* Czech Airlines still sees FY break-even
* CEO says no earnings visibility yet for 2009
* Says firm well positioned for global downturn
* To create cash reserve of 2 bln crowns
* 9-month pretax profit up 124 percent
(Adds 9-month results)
By Jan Korselt
PRAGUE, Nov 12 (Reuters) - Czech Airlines (CSA), slated for
privatisation next year, has not seen the drop in demand that
has hurt some of its peers and is on track to meet its full-year
break-even target, Chief Executive Radomir Lasak said.
Lasak told Reuters in an interview cleared for publication
on Wednesday that high oil prices would add 300 million crowns
($15.35 million) to the firm's fuel bill in 2008 compared with
last year, which it has offset through cost cuts.
"This year, we have not felt (the economic crisis) in any
dramatic way, when I see how tickets have been booked until the
end of the year," Lasak said.
He said the airline's full-year target is unchanged "at the
moment", though it would be "very ambitious" to make forecasts
for 2009 given the volatile state of the market.

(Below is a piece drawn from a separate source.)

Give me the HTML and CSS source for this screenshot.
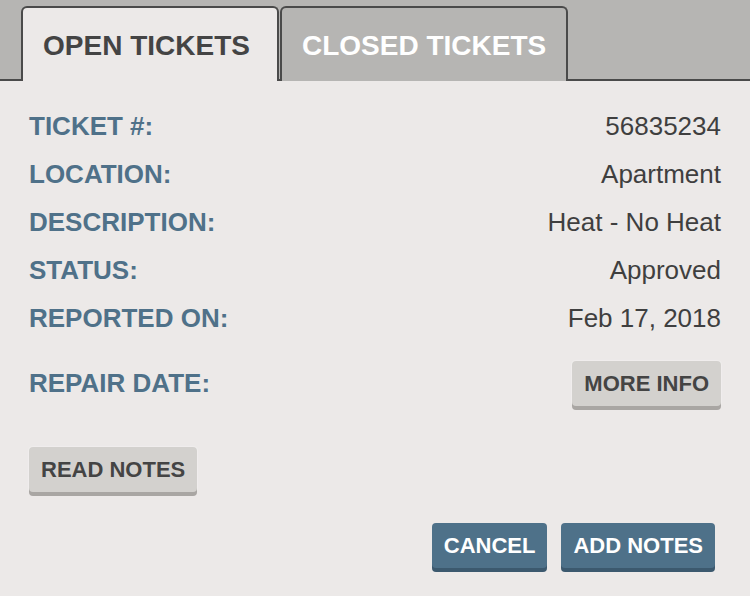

In the past three years, CSA has slashed costs and sold
non-core activities such as cargo and catering, after earlier
overly-ambitious investments in fleet expansion.
The group posted on Wednesday a 124 percent year-on-year
jump in pretax profit to $22.05 million in the first nine
months, according to international accounting standards (IFRS).
Revenue climbed to $1.12 billion from $876.8 million, CSA
said, while passenger traffic increased 4.9 percent to 4.4
million in that time.
Lasak said the firm was in a better position to withstand
the global slowdown than some of its rivals.
Industry body IATA has estimated airlines are set to post
losses of $5.2 billion this year, as stagnating demand for air
traffic hurts ailing airlines already hit by high oil prices.
"Of course, a further outlook (beyond this year) is a big
question mark. Volatility is huge in all markets, it would be
very ambitious to predict anything at this moment," Lasak said.
"We do not have to implement any radical steps that you can
see other airlines are doing -- that they have grounded
airplanes, and cut workforce."
"This is not a sale in need," Lasak said, referring to the
planned privatisation.
Lasak's upbeat comments were in contrast to indebted peer
Austrian Airlines, which called for quick decision on its sale
last week, warning that any dramatic development in the industry
could endanger the process.
CASH RESERVE
Lasak said the full-year target of "slightly positive break
even" excluded a one-off gain worth hundreds of millions of
crowns from a real estate swap with state-owned Prague Airport.
The swap, agreed in October, will help the firm create a
cash reserve to cushion the impact of the credit crisis.
Some foreign banks affected by the crisis have cut credit
limits, Lasak said, but other credit lines remain in place.
"In the course of one or two years we would like to create a
liquidity reserve in the order of 2 billion crowns ($99.60
million)," he said.
The Czech government has confirmed plans to complete the
sale of a 91.5 percent stake in CSA in the first half of 2009.
Lasak did not comment on the sale price, which some analysts
see around 4 billion crowns, nor potential bidders.
The only company that has shown interest so far is Russia's
Aeroflot <AFLT.MM>, CSA's fellow member of the SkyTeam alliance,
which also includes Air France-KLM <AIRF.PA>, Alitalia
<AZPIa.MI>, Delta Air Lines <DAL.N>, Korean Air <003490.KS>.
Lasak said CSA could become a takeover target for either a
strategic or a financial investor, though greater interest could
be expected from companies based in the former Soviet Union or
Asia, which could use Prague as a hub to western Europe.